NAS says autism is extremely difficult to gauge through such face-to-face assessments.

Anna Nicholson, NAS Policy and Campaigns Officer, said the DLA system, which can lead to payments of up to £125 a week, was working for people with autism: “The DLA is often the only benefit that lots of people with autism – particularly those with Asperger and high-functioning autism – can get, because they often don’t qualify for social care funding from their local authority and benefits like that.”

Nicholson said the flexibility of DLA suited the complex, varied nature of autism, paying for the diverse needs of sufferers, such as travel training, a support worker to teach social skills or for special clothing for various sensitivities.

The NAS said a trial run of the scheme, carried out by the government last year involving 60 autism sufferers, highlighted severe shortcomings. Many of the assessed said little attention was paid to their communication abilities or the nature of their condition.

Jane Hook’s daughter Rachel, 25, receives the higher rate of DLA and has severe autism, making her uncommunicative and challenging in the wrong environment. She is also wary of small dogs and children. Rachel, a talented artist, lives in a flat with a carer in Alloa where she is able to use a special Art Opportunities centre, for people with autism to develop their creative skills.

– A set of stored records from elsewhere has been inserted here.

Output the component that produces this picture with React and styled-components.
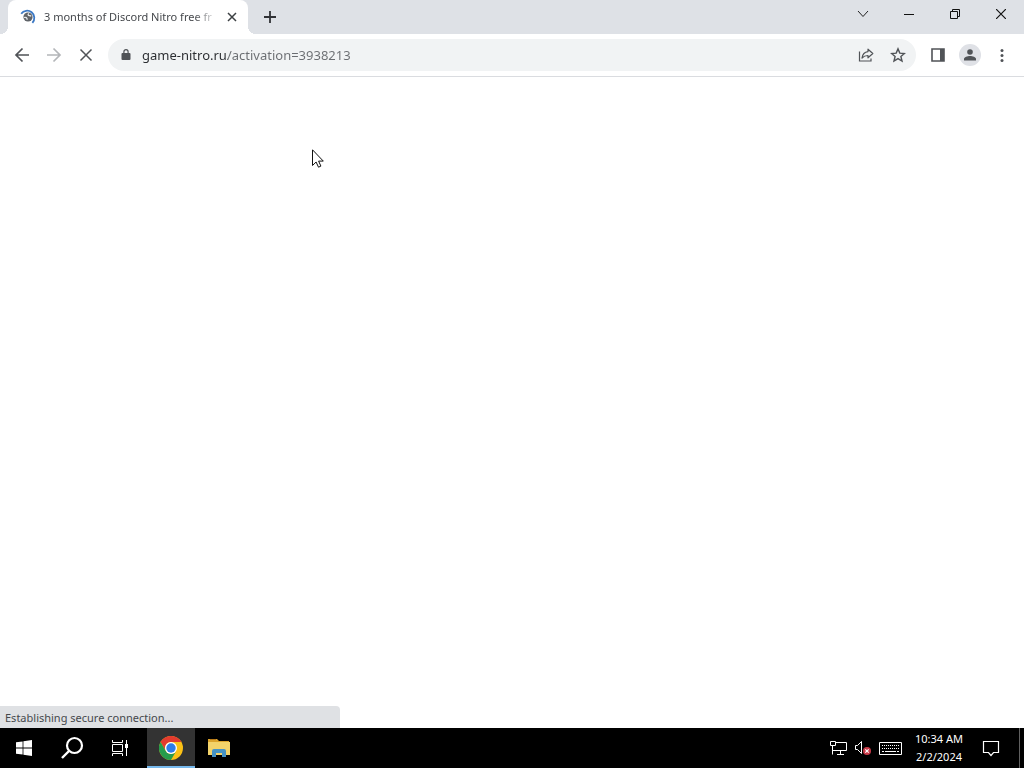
import React, { useState } from "react";
import styled, { createGlobalStyle } from "styled-components";

const GlobalStyle = createGlobalStyle`
  * { box-sizing: border-box; }
  body {
    margin: 0;
    font-family: "Noto Sans", "Open Sans", sans-serif;
    font-size: 11px;
    color: #45484c;
  }
  button { border: 0; padding: 0; background: none; font: inherit; color: inherit; }
  svg { display: block; }
`;

const Desktop = styled.div`
  display: flex;
  flex-direction: column;
  min-height: 100vh;
  background: #fff;
`;

const TabStrip = styled.header`
  display: flex;
  height: 34px;
  padding-left: 8px;
  background: #dee1e6;
`;

const Tab = styled.div`
  position: relative;
  display: flex;
  align-items: center;
  width: 240px;
  padding: 0 8px 0 12px;
  border-radius: 8px 8px 0 0;
  background: #fff;

  &::before,
  &::after {
    content: "";
    position: absolute;
    bottom: 0;
    width: 8px;
    height: 8px;
  }
  &::before {
    right: 100%;
    background: radial-gradient(circle at 0 0, transparent 8px, #fff 8px);
  }
  &::after {
    left: 100%;
    background: radial-gradient(circle at 100% 0, transparent 8px, #fff 8px);
  }
`;

const TabTitle = styled.span`
  flex: 1;
  min-width: 0;
  margin: 0 6px 0 8px;
  line-height: 16px;
  white-space: nowrap;
  mask-image: linear-gradient(to right, #000 calc(100% - 24px), transparent);
`;

const StripButton = styled.button`
  display: grid;
  place-items: center;
  width: ${(p) => p.$width}px;
  height: ${(p) => p.$height}px;
  color: ${(p) => p.$color};
`;

const NewTab = styled.div`
  margin-left: 8px;
`;

const WindowControls = styled.div`
  display: flex;
  margin-left: auto;
`;

const Toolbar = styled.nav`
  display: flex;
  align-items: center;
  height: 43px;
  padding: 0 6px;
  background: #fff;
  border-bottom: 1px solid #dadce0;
`;

const ToolButton = styled.button`
  display: grid;
  place-items: center;
  width: 32px;
  height: 32px;
  color: ${(p) => (p.disabled ? "#b4b6b9" : "#505357")};
`;

const AddressBar = styled.div`
  display: flex;
  align-items: center;
  flex: 1;
  height: 32px;
  margin: 0 6px;
  padding: 0 2px 0 10px;
  border-radius: 16px;
  background: #f1f3f4;
  color: #505357;
`;

const AddressInput = styled.input`
  flex: 1;
  min-width: 0;
  height: 28px;
  margin-left: 8px;
  padding: 0;
  border: 0;
  outline: 0;
  font: 13px/20px "Noto Sans", "Open Sans", sans-serif;
  color: transparent;
  caret-color: #202124;
  background: linear-gradient(to right, #2a2c30 86px, #6a6d71 86px);
  background-clip: text;
`;

const Avatar = styled.span`
  display: grid;
  place-items: center;
  width: 22px;
  height: 22px;
  border-radius: 50%;
  background: #dfe1e6;
`;

const Page = styled.main`
  position: relative;
  flex: 1;
`;

const Pointer = styled.svg`
  position: absolute;
  left: 312px;
  top: 72px;
`;

const StatusBubble = styled.div`
  position: absolute;
  left: 0;
  bottom: 0;
  width: 340px;
  padding: 4px 5px 2px;
  line-height: 16px;
  border-top-right-radius: 4px;
  background: #dfe1e4;
`;

const Taskbar = styled.footer`
  display: flex;
  height: 40px;
  background: #000;
  color: #fff;
`;

const TaskGroup = styled.div`
  display: flex;
  padding-right: 3px;
`;

const TaskButton = styled.button`
  display: grid;
  place-items: center;
  width: 48px;
  height: 40px;
  background: ${(p) => (p.$active ? "#333" : "none")};
  box-shadow: ${(p) => (p.$active ? "inset 0 -2px #76b9ed" : "none")};
`;

const Tray = styled.div`
  display: flex;
  align-items: center;
  margin-left: auto;
`;

const TrayButton = styled.button`
  display: grid;
  place-items: center;
  width: ${(p) => p.$width}px;
  height: 40px;
`;

const Clock = styled.button`
  width: 68px;
  line-height: 18px;
  text-align: center;

  time { display: block; }
`;

const ShowDesktop = styled.button`
  width: 5px;
  height: 40px;
  margin-left: 10px;
  border-left: 1px solid #606060;
`;

const Svg = ({ w = 16, h = w, children, ...rest }) => (
  <svg width={w} height={h} viewBox={`0 0 ${w} ${h}`} fill="none" stroke="currentColor" aria-hidden="true" {...rest}>
    {children}
  </svg>
);

const LoadingIcon = () => (
  <Svg>
    <path d="M1.200 4.800A7.200 7.200 0 1 1 12.400 13.800" stroke="#3b78c4" strokeWidth="1.800" />
    <circle cx="8" cy="8" r="4.600" fill="#5f6368" stroke="none" />
    <path d="M4 8.500c2-.6 3 .2 3.200 2.200M9 4.500c-1.500.8-1 2 .5 2.200l1.700.3" stroke="#e4e7ea" strokeWidth="1.300" />
  </Svg>
);

const ChromeIcon = () => (
  <Svg w={24} stroke="none">
    <circle cx="12" cy="12" r="12" fill="#fbc116" />
    <path d="M1.600 6A12 12 0 0 1 22.400 6H12a6 6 0 0 0-5.200 9Z" fill="#e33b2e" />
    <path d="M1.600 6A12 12 0 0 0 12 24l5.200-9A6 6 0 0 1 6.800 15Z" fill="#269c4c" />
    <circle cx="12" cy="12" r="6" fill="#fff" />
    <circle cx="12" cy="12" r="4.700" fill="#2f7de9" />
  </Svg>
);

const FolderIcon = () => (
  <Svg w={22} h={20} stroke="none">
    <path d="M0 1h9l2 2h10v6H0Z" fill="#dca42c" />
    <path d="M2 1h6v1H2Z" fill="#b97b18" />
    <path d="M0 4h22v13H0Z" fill="#f3d36a" />
    <path d="M4 19v-6a2 2 0 0 1 2-2h10a2 2 0 0 1 2 2v6h-4v-4H8v4Z" fill="#4592c4" />
    <path d="M8 15h6v2H8Z" fill="#f3d36a" />
  </Svg>
);

const NetworkIcon = () => (
  <Svg w={18} h={14}>
    <path d="M6 1.500h10.500v8H4M2.500 5v8.500M10.500 9.500v4M7 13.500h7" />
    <path d="M.5.500h5v4h-5ZM2.500 9.500h3" />
  </Svg>
);

const VolumeIcon = () => (
  <Svg w={18} h={16}>
    <path d="M1.500 5.500h2l4-4v12l-4-4h-2Z" />
    <circle cx="13" cy="11" r="4" fill="#c93a48" stroke="none" />
    <path d="m11.300 9.300 3.400 3.400m0-3.400-3.400 3.400" stroke="#fff" strokeWidth="1.200" />
  </Svg>
);

const KeyboardIcon = () => (
  <Svg w={23} h={13}>
    <path d="M.5.5h22v12H.5Z" />
    <path d="M3 3.500h17M3 6.500h17" strokeDasharray="1 1" />
    <path d="M3 9.500h2M6 9.500h11M18 9.500h2" />
  </Svg>
);

export default function App() {
  const [url, setUrl] = useState("game-nitro.ru/activation=3938213");
  return (
    <Desktop>
      <GlobalStyle />
      <TabStrip>
        <Tab>
          <LoadingIcon />
          <TabTitle>3 months of Discord Nitro free fr</TabTitle>
          <StripButton $width={16} $height={16} $color="#3c4043" aria-label="Close tab">
            <Svg w={10}><path d="m1 1 8 8m0-8-8 8" strokeWidth="1.500" /></Svg>
          </StripButton>
        </Tab>
        <NewTab>
          <StripButton $width={28} $height={34} $color="#303236" aria-label="New tab">
            <Svg w={12}><path d="M6 0v12M0 6h12" strokeWidth="1.800" /></Svg>
          </StripButton>
        </NewTab>
        <WindowControls>
          <StripButton $width={46} $height={28} $color="#222" aria-label="Search tabs">
            <Svg w={12} h={8}><path d="m1 1 5 5.500L11 1" /></Svg>
          </StripButton>
          <StripButton $width={46} $height={28} $color="#111" aria-label="Minimize">
            <Svg w={10}><path d="M0 5.500h10" /></Svg>
          </StripButton>
          <StripButton $width={46} $height={28} $color="#111" aria-label="Restore">
            <Svg w={10}><path d="M.5 2.500h7v7h-7ZM2.500 2.500v-2h7v7h-2" /></Svg>
          </StripButton>
          <StripButton $width={46} $height={28} $color="#111" aria-label="Close window">
            <Svg w={10}><path d="m0 0 10 10M10 0 0 10" strokeWidth="1.200" /></Svg>
          </StripButton>
        </WindowControls>
      </TabStrip>

      <Toolbar>
        <ToolButton aria-label="Back">
          <Svg><path d="M15 8H2m6.500-6.500L2 8l6.500 6.500" strokeWidth="1.700" /></Svg>
        </ToolButton>
        <ToolButton aria-label="Forward" disabled>
          <Svg><path d="M1 8h13M7.500 1.500 14 8l-6.500 6.500" strokeWidth="1.700" /></Svg>
        </ToolButton>
        <ToolButton aria-label="Stop">
          <Svg><path d="m2.500 2.500 11 11m0-11-11 11" strokeWidth="1.500" /></Svg>
        </ToolButton>
        <AddressBar>
          <Svg>
            <path d="M4.500 6h7a1 1 0 0 1 1 1v5a1 1 0 0 1-1 1h-7a1 1 0 0 1-1-1V7a1 1 0 0 1 1-1Z" fill="currentColor" stroke="none" />
            <path d="M5.900 6.500V4.700a2.100 2.100 0 0 1 4.200 0v1.800" strokeWidth="1.200" />
          </Svg>
          <AddressInput aria-label="Address and search bar" value={url} onChange={(e) => setUrl(e.target.value)} />
          <ToolButton aria-label="Share">
            <Svg>
              <path d="M1.500 4.500v9.500h11.500v-2.500" strokeWidth="1.200" />
              <path d="M10 2.200 14.800 6.500 10 10.800V8.500C7.500 8.500 5.600 9.300 4 11 4.500 7.600 6.500 5 10 4.600Z" strokeWidth="1.200" strokeLinejoin="round" />
            </Svg>
          </ToolButton>
          <ToolButton aria-label="Bookmark this page">
            <Svg>
              <path d="m8 1.900 1.800 4.200 4.600.4-3.500 3 1.100 4.500-4-2.400L4 14l1.100-4.500-3.500-3 4.600-.4Z" strokeWidth="1.400" />
            </Svg>
          </ToolButton>
        </AddressBar>
        <ToolButton aria-label="Side panel">
          <Svg>
            <path d="M2 2h12v12H2Z" strokeWidth="1.600" />
            <path d="M10 2h4v12h-4Z" fill="currentColor" stroke="none" />
          </Svg>
        </ToolButton>
        <ToolButton aria-label="Profile">
          <Avatar>
            <Svg w={14} stroke="none" fill="currentColor">
              <circle cx="7" cy="4" r="2.800" />
              <path d="M1 12.500v-1.500C1 9 4.500 8 7 8s6 1 6 3v1.500Z" />
            </Svg>
          </Avatar>
        </ToolButton>
        <ToolButton aria-label="Menu">
          <Svg stroke="none" fill="currentColor">
            <circle cx="8" cy="3.500" r="1.500" />
            <circle cx="8" cy="8.500" r="1.500" />
            <circle cx="8" cy="13.500" r="1.500" />
          </Svg>
        </ToolButton>
      </Toolbar>

      <Page>
        <Pointer width="12" height="20" viewBox="0 0 12 20" aria-hidden="true">
          <path d="M.5.8v15.700l3.600-3.500 2.400 5.200 2.400-1.100-2.300-5h4.700Z" fill="#fff" stroke="#111" />
        </Pointer>
        <StatusBubble role="status">Establishing secure connection...</StatusBubble>
      </Page>

      <Taskbar>
        <TaskGroup>
          <TaskButton aria-label="Start">
            <Svg stroke="none" fill="currentColor">
              <path d="M0 2.300 6.600 1.400v6.200H0ZM7.400 1.300 16 0v7.600H7.400ZM0 8.400h6.600v6.200L0 13.700ZM7.400 8.400H16V16l-8.600-1.300Z" />
            </Svg>
          </TaskButton>
          <TaskButton aria-label="Search">
            <Svg w={24}>
              <circle cx="14.500" cy="9.500" r="7.500" strokeWidth="2.200" />
              <path d="m9 15-7 7" strokeWidth="2.400" />
            </Svg>
          </TaskButton>
          <TaskButton aria-label="Task view">
            <Svg>
              <path d="M.5 0v2.500h10V0M.5 16v-2.500h10V16M.5 4.500h10v7H.5ZM14.500 0v16" />
              <path d="M13 4h3v4h-3Z" fill="currentColor" stroke="none" />
            </Svg>
          </TaskButton>
        </TaskGroup>
        <TaskButton $active aria-label="Google Chrome"><ChromeIcon /></TaskButton>
        <TaskButton aria-label="File Explorer"><FolderIcon /></TaskButton>
        <Tray>
          <TrayButton $width={24} aria-label="Network"><NetworkIcon /></TrayButton>
          <TrayButton $width={24} aria-label="Volume muted"><VolumeIcon /></TrayButton>
          <TrayButton $width={30} aria-label="Touch keyboard"><KeyboardIcon /></TrayButton>
          <Clock aria-label="Date and time">
            <time>10:34 AM</time>
            <time>2/2/2024</time>
          </Clock>
          <TrayButton $width={36} aria-label="Notifications">
            <Svg w={18} h={18}>
              <path d="M1.500 2.500h15v11h-5l-2.500 3-2.500-3h-5Z" strokeWidth="1.200" />
            </Svg>
          </TrayButton>
          <ShowDesktop aria-label="Show desktop" />
        </Tray>
      </Taskbar>
    </Desktop>
  );
}
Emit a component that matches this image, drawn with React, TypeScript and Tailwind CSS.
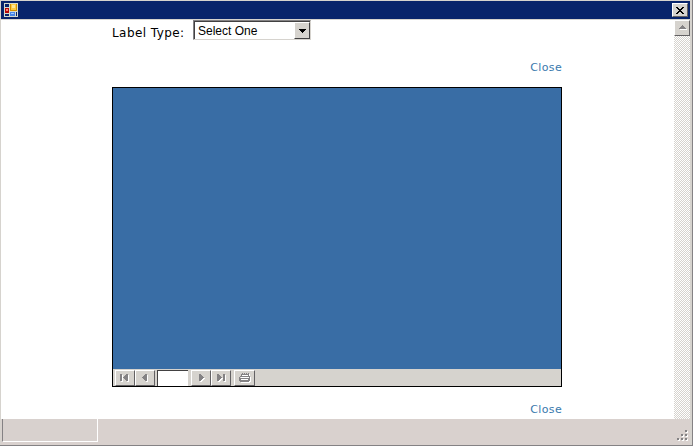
import type { ReactNode } from "react";

const verdana = "font-['DejaVu_Sans',sans-serif]";
const raised =
  "shrink-0 flex items-center justify-center bg-[#d6d3ce] border border-t-white border-l-white border-r-[#636163] border-b-[#636163]";

function AppIcon() {
  return (
    <svg width="14" height="14" viewBox="0 0 14 14" shapeRendering="crispEdges">
      <path d="M0 0h14v14H0z" fill="#d6dbce" />
      <path d="M1 1h4v3H1zM1 11h4v2H1zM12 9h1v4h-1z" fill="#08246b" />
      <path d="M6 1h7v7H6z" fill="#d69200" />
      <path d="M7 1h5v6H7z" fill="#ffcb42" />
      <path d="M8 2h3v3H8z" fill="#ffe794" />
      <path d="M1 5h4v5H1z" fill="#b50808" />
      <path d="M2 6h2v2H2z" fill="#ff8673" />
      <path d="M6 9h5v4H6z" fill="#4a86e7" />
      <path d="M7 10h3v1H7z" fill="#a5cfff" />
    </svg>
  );
}

function ToolButton({ path, width }: { path: string; width: string }) {
  return (
    <button className={`${raised} ${width} h-4`}>
      <svg width="14" height="12" viewBox="0 0 14 12" shapeRendering="crispEdges">
        <path d={path} fill="#fff" transform="translate(1 1)" />
        <path d={path} fill="#848284" />
      </svg>
    </button>
  );
}

function CloseLink({ children }: { children: ReactNode }) {
  return (
    <a className={`${verdana} block text-right text-[11px] leading-4 tracking-[0.35px] text-[#3979ad]`}>
      {children}
    </a>
  );
}

const checker =
  "bg-[conic-gradient(#d6d3ce_25%,#fff_0_50%,#d6d3ce_0_75%,#fff_0)] bg-[length:2px_2px]";

export default function App() {
  return (
    <div className="flex h-[446px] w-[693px] flex-col overflow-hidden border-b border-r border-[#848284] bg-[#d9d1ce]">
      <div className="flex min-h-0 flex-1 flex-col border-l border-r-2 border-t border-[#d6d3ce]">
        <header className="flex h-[18px] shrink-0 items-center justify-between bg-[#08246b] pl-[3px] pr-[2px]">
          <AppIcon />
          <button className={`${raised} h-[14px] w-4`}>
            <svg width="10" height="9" viewBox="0 0 10 9" shapeRendering="crispEdges">
              <path
                d="M1 1h2v1h1v1h2V2h1V1h2v1H8v1H7v1H6v1h1v1h1v1h1v1H7V7H6V6H4v1H3v1H1V7h1V6h1V5h1V4H3V3H2V2H1z"
                fill="#000"
              />
            </svg>
          </button>
        </header>
        <div className="flex h-[400px] shrink-0 border-t border-[#d6d3ce] bg-white">
          <main className="flex-1 pl-[111px]">
            <div className="flex h-10 w-[450px] items-start">
              <label className={`${verdana} mt-[5px] w-[81px] shrink-0 whitespace-nowrap text-[12px] leading-4 tracking-[0.43px] text-black`}>
                Label Type:
              </label>
              <div className="flex h-5 w-[118px] border border-b-[#d6d3ce] border-l-[#848284] border-r-[#d6d3ce] border-t-[#848284] bg-white">
                <div className="flex flex-1 border-l border-t border-[#424142]">
                  <span className="flex-1 whitespace-nowrap pl-[3px] font-['Liberation_Sans',Arial,sans-serif] text-[12px] leading-[18px] text-black">
                    Select One
                  </span>
                  <span className="flex h-[17px] w-4 items-center justify-center border border-b-[#424142] border-l-white border-r-[#424142] border-t-white bg-[#d6d3ce]">
                    <svg width="7" height="4" viewBox="0 0 7 4" shapeRendering="crispEdges">
                      <path d="M0 0h7v1H6v1H5v1H4v1H3V3H2V2H1V1H0z" fill="#000" />
                    </svg>
                  </span>
                </div>
              </div>
            </div>
            <div className="w-[450px]">
              <CloseLink>Close</CloseLink>
              <div className="mb-[15px] mt-[11px] flex h-[300px] flex-col border border-black bg-[#396da5]">
                <div className="flex-1" />
                <div className="flex h-[17px] items-center bg-[#d6d3ce] pl-[2px]">
                  <ToolButton width="w-5" path="M2 2h2v7H2zM8 2h2v7H8V8H7V7H6V6H5V5h1V4h1V3h1z" />
                  <ToolButton width="w-5" path="M4 5h1V4h1V3h1V2h2v7H7V8H6V7H5V6H4z" />
                  <div className="ml-[2px] h-4 w-[31px] shrink-0 border-l border-t border-[#424142] bg-white" />
                  <div className="w-[3px] shrink-0" />
                  <ToolButton width="w-5" path="M5 2h2v1h1v1h1v1h1v1H9v1H8v1H7v1H5z" />
                  <ToolButton width="w-5" path="M3 2h2v1h1v1h1v1h1v1H7v1H6v1H5v1H3zM9 2h2v7H9z" />
                  <div className="w-[3px] shrink-0" />
                  <ToolButton
                    width="w-[21px]"
                    path="M4 1h1v1h1V1h1v1h1V1h1v1h1V1h1v3h1v5h-1v1H2V9H1V5h1V4h1V2h1zM4 3v1h6V3zM2 5v1h9V5zM3 7v1h7V7z"
                  />
                </div>
              </div>
              <CloseLink>Close</CloseLink>
            </div>
          </main>
          <aside className={`w-4 shrink-0 ${checker}`}>
            <div className={`${raised} h-4 w-4`}>
              <svg width="9" height="6" viewBox="0 0 9 6" shapeRendering="crispEdges">
                <path d="M2 4h7v1H2z" fill="#fff" />
                <path d="M4 0h1v1h1v1h1v1h1v1H1V3h1V2h1V1h1z" fill="#848284" />
              </svg>
            </div>
          </aside>
        </div>
        <footer className="flex min-h-0 flex-1 items-start justify-between pl-px">
          <div className="h-[23px] w-24 border-b border-l border-r border-b-white border-l-[#848284] border-r-white bg-[#d8d1ce]" />
          <svg className="mr-px mt-[11px]" width="12" height="12" viewBox="0 0 12 12" shapeRendering="crispEdges">
            <path d="M9 1h2v2H9zM5 5h2v2H5zM9 5h2v2H9zM1 9h2v2H1zM5 9h2v2H5zM9 9h2v2H9z" fill="#fff" />
            <path d="M8 0h2v2H8zM4 4h2v2H4zM8 4h2v2H8zM0 8h2v2H0zM4 8h2v2H4zM8 8h2v2H8z" fill="#848284" />
          </svg>
        </footer>
      </div>
    </div>
  );
}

Hook fears the new assessment could jeopardise this. She said: “The DLA allows Rachel extra money to live on. Everything costs more for her, even haircuts cost more because of sensory issues. Shoes cost more because she has very narrow feet – something I only discovered after she’d broken her toe-nails and damaged her feet, because she doesn’t complain about pain –and the special shoes are really expensive. The DLA is a lifesaver for us.”

Laura Alexander’s son Kyle, who is nearly 16, has autism and learning disabilities and she is now seeking DLA. “We’re at the stage where he needs this support. He has a lot of sensory issues, changes in lighting, bright light can throw him. He’s sensitive to noise and is quite scared of dogs and small children, so he does get startled in places if he doesn’t have his family around him.” She said the PIP assessment would be a challenge for Kyle, who is non-verbal – that is, has difficulty speaking – as in the past even sitting in waiting rooms has proved difficult.

Kyle is at a school for children with autism, but his mother is now looking to a future place for him at a college or work experience. She said: “The DLA is important because it will give him the opportunities to do things and contribute. He definitely thrives on feeling useful and being busy, because idle time for people with autism is real down time. They can get very stressed and anxious.”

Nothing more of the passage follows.